Facebook Inc is leaping into the world of cryptocurrency with its own digital money, designed to let people save, send or spend money as easily as firing off text messages.
“Libra” — described as “a new global currency” — was unveiled yesterday in a new initiative in payments for the world’s biggest social network with the potential to bring cryptomoney out of the shadows and into the mainstream.
Facebook and about two dozen partners released a prototype of Libra as an open source code to be used by developers interested in weaving it into apps, services or businesses ahead of a rollout as global digital money next year.
An eponymous nonprofit association based in Geneva is to oversee the blockchain-based Libra, maintaining a real-world asset reserve to keep its value stable.
The initiative has the potential to allow more than a billion “unbanked” people around the world access to online commerce and financial services, Libra Association head of policy and communications Dante Disparte said.
“We believe if you give people access to money and opportunity at the lowest cost, the way the Internet itself did in the past with information, you can create a lot more stability than we have had up until now,” Disparte said.
Libra Association debuted with 28 members — including Mastercard Inc, Visa Inc, Stripe Inc, Kiva Inc, PayPal Holdings Inc, Lyft Inc, Uber Technologies Inc and Women’s World Banking.
Facebook will be just one voice among many in the association, but is separately building a digital wallet called Calibra.
“We view this as a complement to Facebook’s mission to connect people wherever they are; that includes allowing them to exchange value,” Calibra vice president of operations Tomer Barel said. “Many people who use Facebook are in countries where there are barriers to banking or credit,” he said.

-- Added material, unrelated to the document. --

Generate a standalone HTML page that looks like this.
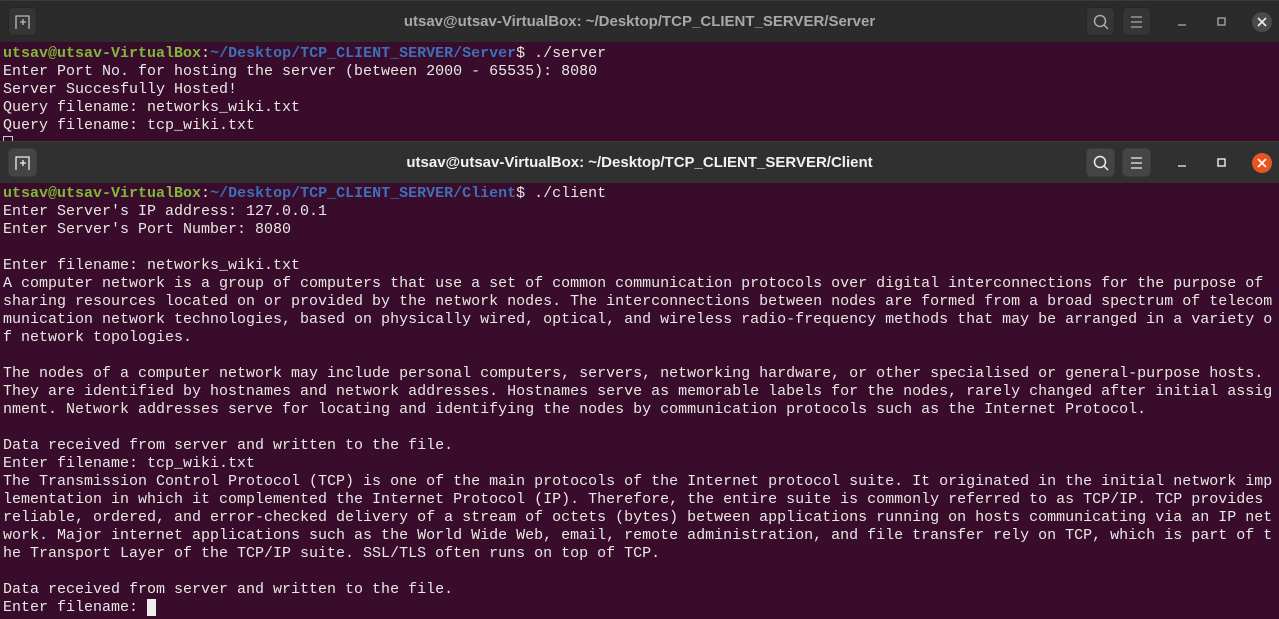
<!DOCTYPE html>
<html><head><meta charset="utf-8"><style>
body{margin:0;width:1279px;height:619px;overflow:hidden;background:#2c2c2c;font-family:"Liberation Sans",sans-serif;position:relative}
.tb{position:absolute;left:0;width:1279px;height:41px;background:#2b2b2b;border-top:1px solid #3a3a3a}
.tb.active{background:#303030}
.title{position:absolute;left:0;right:0;top:12px;text-align:center;color:#a8a8a8;font-size:15px;font-weight:bold}
.active .title{color:#f2f2f2}
.btn{position:absolute;top:6px;width:29px;height:29px;border-radius:5px;background:#353535;border:1px solid #262626;box-sizing:border-box}
.active .btn{background:#454545;border-color:#3b3b3b}
.term{position:absolute;left:0;width:1279px;background:#380c2a;color:#e8e8e4;font-family:"Liberation Mono",monospace;font-size:15px;line-height:18px;white-space:pre;padding-left:3px;box-sizing:border-box}
.g{color:#7fb83a;font-weight:bold}.b{color:#3f6fb6;font-weight:bold}
.cur{display:inline-block;width:9px;height:17px;background:#eee;vertical-align:top}
svg{position:absolute}
</style></head><body>
<div class="tb" style="top:0">
 <div class="btn" style="left:8px"></div>
 <svg style="left:14px;top:12px" width="18" height="18" viewBox="0 0 18 18"><path d="M2 16V3h13v13M6 9h6M9 6v6" stroke="#bbb" fill="none" stroke-width="1.3"/></svg>
 <div class="title">utsav@utsav-VirtualBox: ~/Desktop/TCP_CLIENT_SERVER/Server</div>
 <div class="btn" style="left:1086px"></div><div class="btn" style="left:1122px"></div>
 <svg style="left:1092px;top:12px" width="18" height="18"><circle cx="8" cy="8" r="5.5" stroke="#aaa" fill="none" stroke-width="1.5"/><path d="M12 12l4 4" stroke="#aaa" stroke-width="1.5"/></svg>
 <svg style="left:1128px;top:12px" width="18" height="18"><path d="M3 4h11M3 9h11M3 14h11" stroke="#aaa" stroke-width="1.3"/></svg>
 <svg style="left:1174px;top:12px" width="18" height="18"><path d="M4 12h8" stroke="#aaa" stroke-width="1.3"/></svg>
 <svg style="left:1213px;top:12px" width="18" height="18"><rect x="5" y="5" width="7" height="7" stroke="#aaa" fill="none" stroke-width="1.3"/></svg>
 <svg style="left:1250px;top:9px" width="24" height="24"><circle cx="12" cy="12" r="10" fill="#4a4a4a"/><path d="M8 8l8 8M16 8l-8 8" stroke="#eee" stroke-width="1.6"/></svg>
</div>
<div class="term" style="top:42px;height:99px;padding-top:3px"><span class="g">utsav@utsav-VirtualBox</span>:<span class="b">~/Desktop/TCP_CLIENT_SERVER/Server</span>$ ./server
Enter Port No. for hosting the server (between 2000 - 65535): 8080
Server Succesfully Hosted!
Query filename: networks_wiki.txt
Query filename: tcp_wiki.txt
<span style="display:inline-block;width:8px;height:10px;border:1px solid #ccc;border-bottom:none"></span></div>
<div class="tb active" style="top:141px">
 <div class="btn" style="left:8px"></div>
 <svg style="left:14px;top:12px" width="18" height="18" viewBox="0 0 18 18"><path d="M2 16V3h13v13M6 9h6M9 6v6" stroke="#eee" fill="none" stroke-width="1.3"/></svg>
 <div class="title">utsav@utsav-VirtualBox: ~/Desktop/TCP_CLIENT_SERVER/Client</div>
 <div class="btn" style="left:1086px"></div><div class="btn" style="left:1122px"></div>
 <svg style="left:1092px;top:12px" width="18" height="18"><circle cx="8" cy="8" r="5.5" stroke="#eee" fill="none" stroke-width="1.5"/><path d="M12 12l4 4" stroke="#eee" stroke-width="1.5"/></svg>
 <svg style="left:1128px;top:12px" width="18" height="18"><path d="M3 4h11M3 9h11M3 14h11" stroke="#eee" stroke-width="1.3"/></svg>
 <svg style="left:1174px;top:12px" width="18" height="18"><path d="M4 12h8" stroke="#eee" stroke-width="1.3"/></svg>
 <svg style="left:1213px;top:12px" width="18" height="18"><rect x="5" y="5" width="7" height="7" stroke="#eee" fill="none" stroke-width="1.4"/></svg>
 <svg style="left:1250px;top:9px" width="24" height="24"><circle cx="12" cy="12" r="10" fill="#e95420"/><path d="M8 8l8 8M16 8l-8 8" stroke="#fff" stroke-width="1.6"/></svg>
</div>
<div class="term" style="top:183px;height:436px;padding-top:2px"><span class="g">utsav@utsav-VirtualBox</span>:<span class="b">~/Desktop/TCP_CLIENT_SERVER/Client</span>$ ./client
Enter Server's IP address: 127.0.0.1
Enter Server's Port Number: 8080

Enter filename: networks_wiki.txt
A computer network is a group of computers that use a set of common communication protocols over digital interconnections for the purpose of
sharing resources located on or provided by the network nodes. The interconnections between nodes are formed from a broad spectrum of telecom
munication network technologies, based on physically wired, optical, and wireless radio-frequency methods that may be arranged in a variety o
f network topologies.

The nodes of a computer network may include personal computers, servers, networking hardware, or other specialised or general-purpose hosts.
They are identified by hostnames and network addresses. Hostnames serve as memorable labels for the nodes, rarely changed after initial assig
nment. Network addresses serve for locating and identifying the nodes by communication protocols such as the Internet Protocol.

Data received from server and written to the file.
Enter filename: tcp_wiki.txt
The Transmission Control Protocol (TCP) is one of the main protocols of the Internet protocol suite. It originated in the initial network imp
lementation in which it complemented the Internet Protocol (IP). Therefore, the entire suite is commonly referred to as TCP/IP. TCP provides
reliable, ordered, and error-checked delivery of a stream of octets (bytes) between applications running on hosts communicating via an IP net
work. Major internet applications such as the World Wide Web, email, remote administration, and file transfer rely on TCP, which is part of t
he Transport Layer of the TCP/IP suite. SSL/TLS often runs on top of TCP.

Data received from server and written to the file.
Enter filename: <span class="cur"></span></div>
</body></html>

Calibra is being built into Facebook’s Messenger and WhatsApp with a goal of letting users send Libra as easily as they might fire off a text message.
For the digital currency to operate on a global scale, Libra is relying on a platform of blockchain technology that uses about 100 trusted computer “nodes” to validate and register transactions.
The Libra Association will be the only entity able to “mint or burn” the digital currency, maintaining supply in tune with demand and assets in reserve, Barel said.
“It is not about trusting Facebook; it is effectively trust in the association’s founding organizations that this is independent and democratic,” Disparte said.
The new Calibra digital wallet promises to eventually give Facebook opportunities to build financial services into its offerings, expand its own commerce and let more small businesses buy ads at the social network.
“We certainly see long-term value for Facebook,” Barel said.
Financial information at Calibra will be kept strictly separate from social data at Facebook and will not be used to target ads, Calibra vice president of product Kevin Weil said.
Libra will be a regulated currency, subject to local laws in markets regarding fraud, guarding against money laundering and more, Weil said.
“If you look at the state of people using money to do bad things, most of it happens in cash,” Weil said.